Um bodião vem acompanhar-me e conduz-me até uma bela esponja amarela contando-me que já foram conhecidas pelo ouro do mar. Na penumbra admiro-a, admiro o silencio que me rodeia, a imobilidade, o ser e o não ser daquela criatura tão estranha e ao mesmo tempo tão familiar.

Sigo-o pelo fundo do mar e por entre algas e medusas acabo por vislumbrar uma magnífica gorgónia. Contemplo um a um os seus frágeis braços de uma bela filigrana.
Perco-me por entre aquelas hastes ondulantes na corrente, sinto-me integrado naquele mundo, naquela beleza, naquela serenidade.

Mais abaixo vejo um caranguejo que tenta desesperadamente esconder-se da luz que é projectada pela minha lanterna, fico ali uns momentos e tento convencê-lo que não estou ali para lhe fazer mal. Agradecido, deixa-se fotografar, a calma volta a invadir o fundo do mar, os bodiões, as judias, os sargos, passeiam à minha volta naquela atmosfera quase fantasmagórica.

Poisam-me um café ao lado, despertando-me desta viagem ao passado. O cheiro dele associa-se à maresia e deixa-me inebriado, junto-lhe um pau de canela, os cheiros acentuam-se, não resisto mais e bebo-o com prazer.
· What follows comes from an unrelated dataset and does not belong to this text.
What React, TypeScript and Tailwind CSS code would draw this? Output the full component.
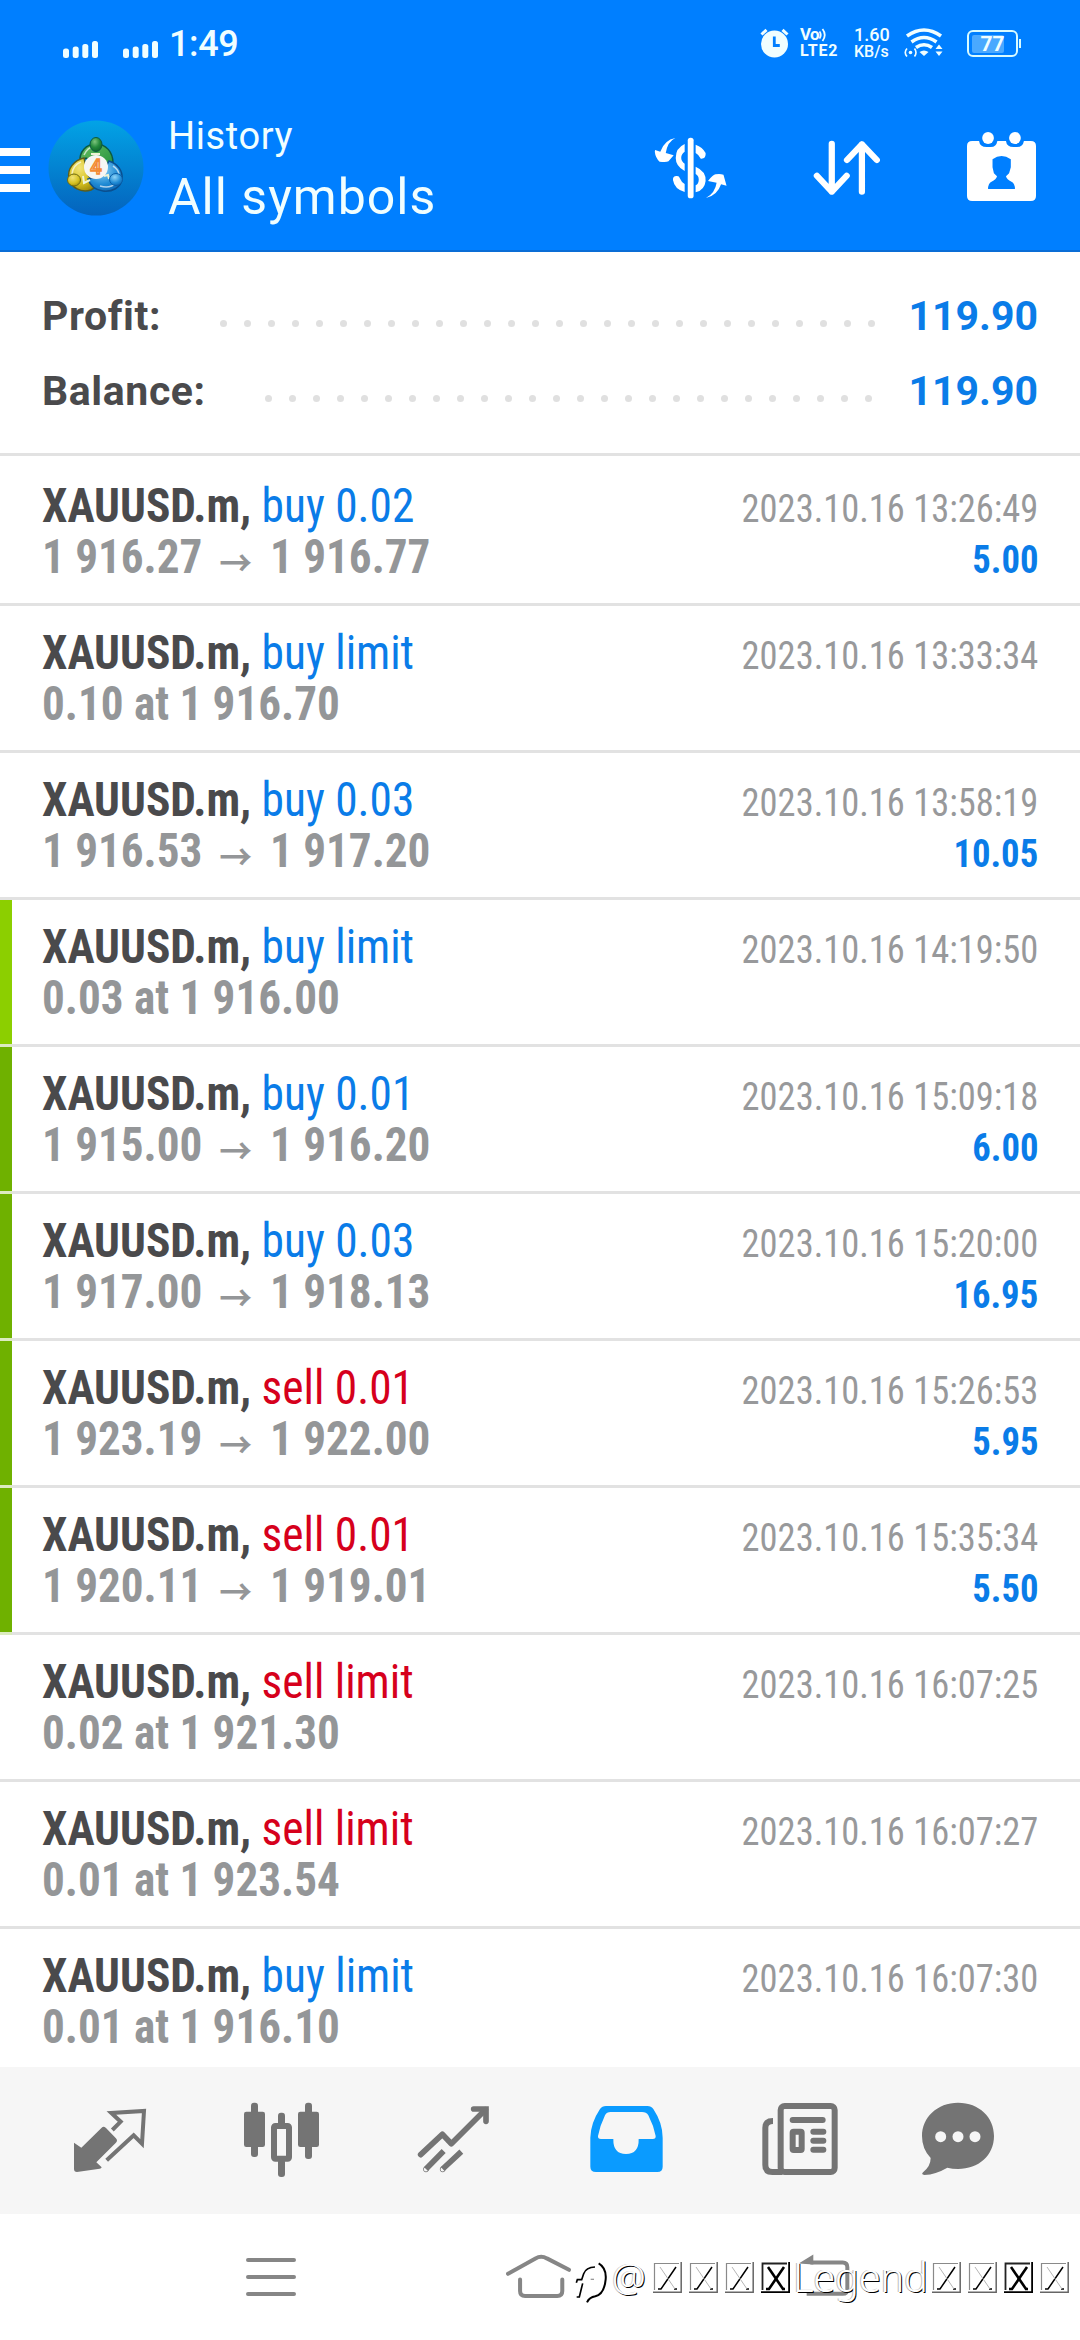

Volto a contemplar o mar, as ondas continuam a desfazer-se preguiçosamente na areia.
O pequeno barco já desapareceu, os 2 surfistas continuam ali embalados pelas vagas e eu sinto-me em paz, feliz por ali estar, por desfrutar aquele momento. Rezo uma oração de agradecimento a todos os deuses que a humanidade já honrou, à natureza, ao Universo, na forma de um poema de Sophia de Melo Breyner:

Eu me perdi

Eu me perdi na sordidez de um mundo
Onde era preciso ser
Polícia agiota fariseu
Ou cocote

Eu me perdi na sordidez do mundo
Eu me salvei na limpidez da terra

Eu me busquei no vento e me encontrei no mar
E nunca
Um navio da costa se afastou
Sem me levar



Não se percam no Lado Escuro da Lua!